In June 2013, Edward Snowden began leaking NSA documents. In November 2013, RSA switched the default to HMAC DRBG with SHA-256 as the default option. The following month, Reuters published the report based on the Snowden leaks stating that RSA had received a payment of $10 million to set Dual_EC_DRBG as the default.

With subsequent releases of Crypto-C Micro Edition 4.1.2 (April 2016), Micro Edition Suite 4.1.5 (April 2016) and Crypto-J 6.2 (March 2015), Dual_EC_DRBG was removed entirely.

=== Extended Random TLS extension ===
"Extended Random" was a proposed extension for the Transport Layer Security (TLS) protocol, submitted for standardization to IETF by an NSA employee, although it never became a standard.

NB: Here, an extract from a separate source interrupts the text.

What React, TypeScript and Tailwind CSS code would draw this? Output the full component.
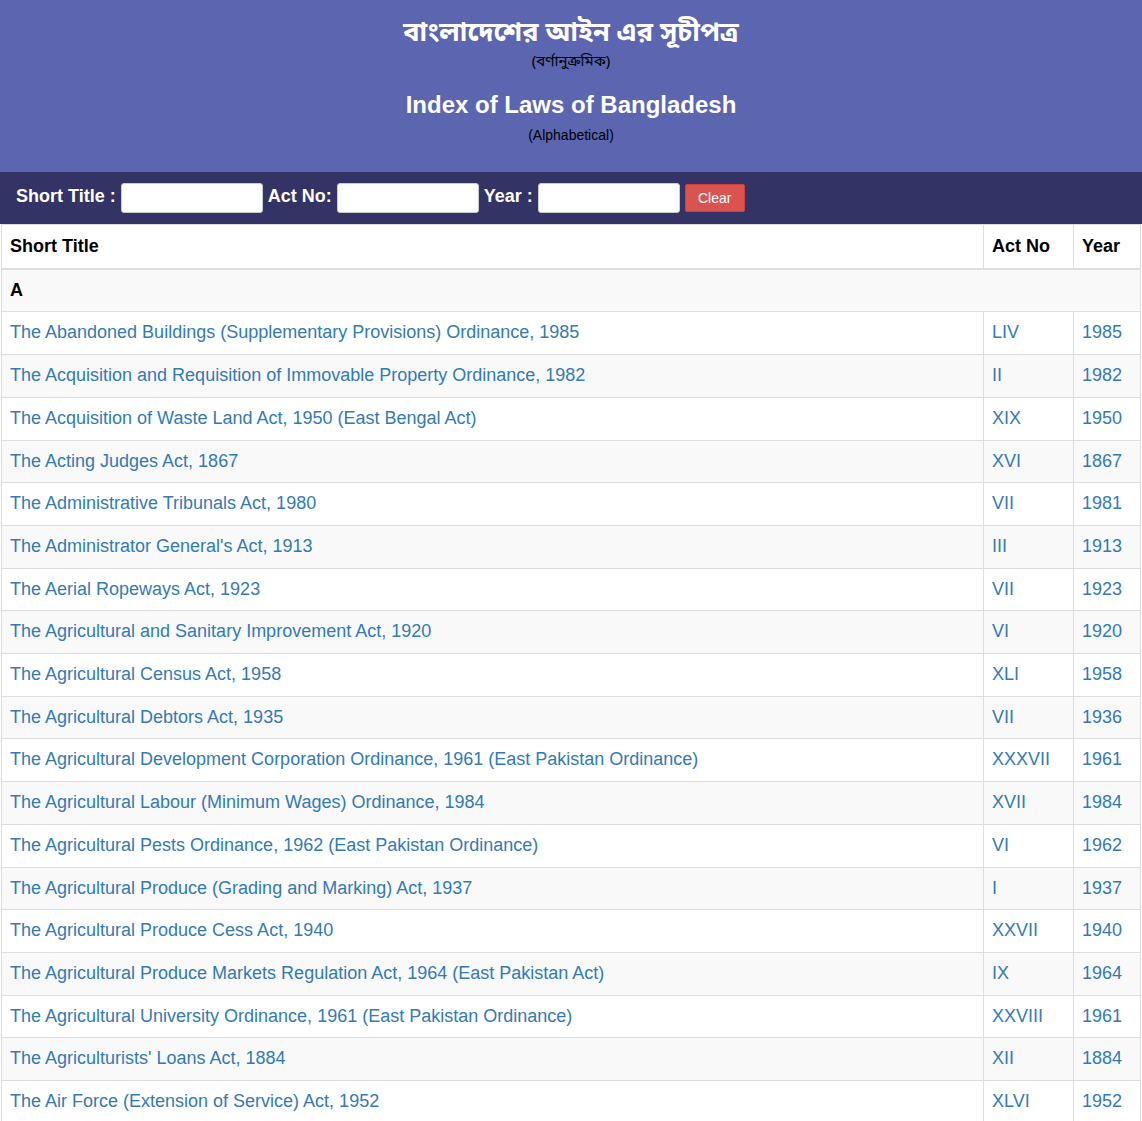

The extension would otherwise be harmless, but together with the Dual_EC_DRBG, it would make it easier to take advantage of the backdoor.

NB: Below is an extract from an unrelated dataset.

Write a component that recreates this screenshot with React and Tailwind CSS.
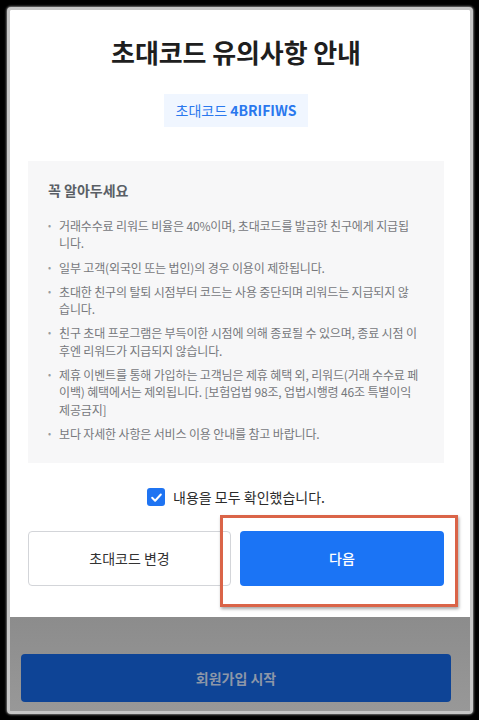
import React from "react";

const items = [
  ["거래수수료 리워드 비율은 40%이며, 초대코드를 발급한 친구에게 지급됩", "니다."],
  ["일부 고객(외국인 또는 법인)의 경우 이용이 제한됩니다."],
  ["초대한 친구의 탈퇴 시점부터 코드는 사용 중단되며 리워드는 지급되지 않", "습니다."],
  ["친구 초대 프로그램은 부득이한 시점에 의해 종료될 수 있으며, 종료 시점 이", "후엔 리워드가 지급되지 않습니다."],
  [
    "제휴 이벤트를 통해 가입하는 고객님은 제휴 혜택 외, 리워드(거래 수수료 페",
    "이백) 혜택에서는 제외됩니다. [보험업법 98조, 업법시행령 46조 특별이익",
    "제공금지]",
  ],
  ["보다 자세한 사항은 서비스 이용 안내를 참고 바랍니다."],
];

export default function App() {
  return (
    <div
      className="relative w-[479px] h-[720px] bg-black pt-[7px] pl-[7px] overflow-hidden"
      style={{ fontFamily: '"Noto Sans CJK KR", "Noto Sans", sans-serif' }}
    >
      <div className="w-[466px] h-[707px] border-[3px] border-[#c6c6c6] rounded-[4px] overflow-hidden flex flex-col bg-[#979797] shadow-[0_0_2px_1px_rgba(180,180,180,0.6)]">
        <div className="h-[607px] bg-white flex flex-col pl-[18px] pt-[24px]">
          <div className="w-[416px] flex flex-col items-center">
            <h1 className="text-[26px] leading-[36px] font-bold text-[#1e1e1e] tracking-[-0.1px]">
              초대코드 유의사항 안내
            </h1>
            <div className="mt-[24px] h-[33px] px-[12px] flex items-center bg-[#f0f6ff] text-[14px] text-[#2a78ee]">
              <span>초대코드&nbsp;</span>
              <span className="font-bold">4BRIFIWS</span>
            </div>
          </div>
          <div className="mt-[34px] w-[416px] bg-[#f7f7f8] pl-[20px] pr-[12px] pt-[18px] pb-[21px]">
            <div className="text-[14px] leading-[22px] font-bold text-[#5a5f66]">꼭 알아두세요</div>
            <ul className="mt-[16px] flex flex-col gap-[7px]">
              {items.map((lines, i) => (
                <li key={i} className="flex text-[12px] leading-[17.3px] text-[#76787c] tracking-[-0.15px]">
                  <span className="w-[11px] shrink-0 text-[9px] text-[#9a9ca0]">•</span>
                  <span className="flex-1 flex flex-col">
                    {lines.map((l, j) => (
                      <span key={j} className="whitespace-nowrap">{l}</span>
                    ))}
                  </span>
                </li>
              ))}
            </ul>
          </div>
          <div className="w-[416px] mt-[24px] flex items-center justify-center gap-[8px]">
            <span className="w-[18px] h-[18px] rounded-[3px] bg-[#1f74f2] flex items-center justify-center">
              <svg width="13" height="13" viewBox="0 0 24 24" fill="none" stroke="white" strokeWidth="3.6" strokeLinecap="round" strokeLinejoin="round">
                <path d="M4 12.5l5.5 5.5L20 6.5" />
              </svg>
            </span>
            <span className="text-[14px] leading-[20px] text-[#2b2b2b]">내용을 모두 확인했습니다.</span>
          </div>
          <div className="w-[416px] mt-[24px] flex gap-[9px]">
            <button className="w-[203px] h-[55px] rounded-[4px] border border-[#d3d5d9] bg-white text-[14px] text-[#333]">
              초대코드 변경
            </button>
            <button className="w-[204px] h-[55px] rounded-[4px] bg-[#1b74f5] text-[14px] font-medium text-white">
              다음
            </button>
          </div>
        </div>
        <div className="flex-1 bg-gradient-to-b from-[#8c8c8c] to-[#989898] pl-[11px] pt-[37px]">
          <div className="w-[430px] h-[48px] rounded-[4px] bg-[#0e4496] flex items-center justify-center text-[14px] font-bold text-[#8d97a8]">
            회원가입 시작
          </div>
        </div>
      </div>
      <div className="absolute left-[220px] top-[515px] w-[238px] h-[92px] border-[3px] border-[#da6448] shadow-[1px_2px_3px_rgba(0,0,0,0.35)]" />
    </div>
  );
}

The extension was previously not known to be enabled in any implementations, but in December 2017, it was found enabled on some Canon printer models, which use the RSA BSAFE library, because the extension number conflicted a part of TLS version 1.3.

==Product suite history==

- Crypto-J is a Java encryption library. In 1997, RSA Data Security licensed Baltimore Technologies' J/CRYPTO library, with plans to integrate it as part of its new JSAFE encryption toolkit and released the first version of JSAFE the same year. JSAFE 1.0 was featured in the January 1998 edition of Byte magazine.
- Cert-J is a Public Key Infrastructure API software library, written in Java. It contains the cryptographic support necessary to generate certificate requests, create and sign digital certificates, and create and distribute certificate revocation lists. As of Cert-J 6.2.4, the entire API has been deprecated in favor of similar functionality provided BSAFE Crypto-J JCE API.
- BSAFE Crypto-C Micro Edition (Crypto-C ME) was initially released in June 2001 under the name "RSA BSAFE Wireless Core 1.0". The initial release targeted Microsoft Windows, EPOC, Linux, Solaris and Palm OS.
- BSAFE Micro Edition Suite is a cryptography SDK in C. BSAFE Micro Edition Suite was initially announced in February 2002 as a combined offering of BSAFE SSL-C Micro Edition, BSAFE Cert-C Micro Edition and BSAFE Crypto-C Micro Edition. Both SSL-C Micro Edition and Cert-C Micro Edition reached EOL in September 2014, while Micro Edition Suite remains supported with Crypto-C Micro Edition as its FIPS-validated cryptographic provider.
- SSL-C is an SSL toolkit in the BSAFE suite. It was originally written by Eric A. Young and Tim J. Hudson, as a fork of the open library SSLeay, that they developed prior to joining RSA. SSL-C reached End Of Life in December 2016.
- SSL-J is a Java toolkit that implements TLS. SSL-J was released as part of RSA JSAFE initial product offering in 1997. Crypto-J is the default cryptographic provider of SSL-J.

==Product suite support status==
On November 25, 2015, RSA announced End of Life (EOL) dates for BSAFE. The End of Primary Support (EOPS) was to be reached on January 31, 2017, and the End of Extended Support (EOXS) was originally set to be January 31, 2019. That date was later further extended by RSA for some versions until January 31, 2022. During Extended Support, even though the support policy stated that only the most severe problems would be patched, new versions were released containing bugfixes, security fixes and new algorithms.

On December 12, 2020, Dell announced the reversal of RSA's past decision, allowing BSAFE product support beyond January 2022 as well as the possibility to soon acquire new licenses. Dell also announced it was rebranding the toolkits to Dell BSAFE.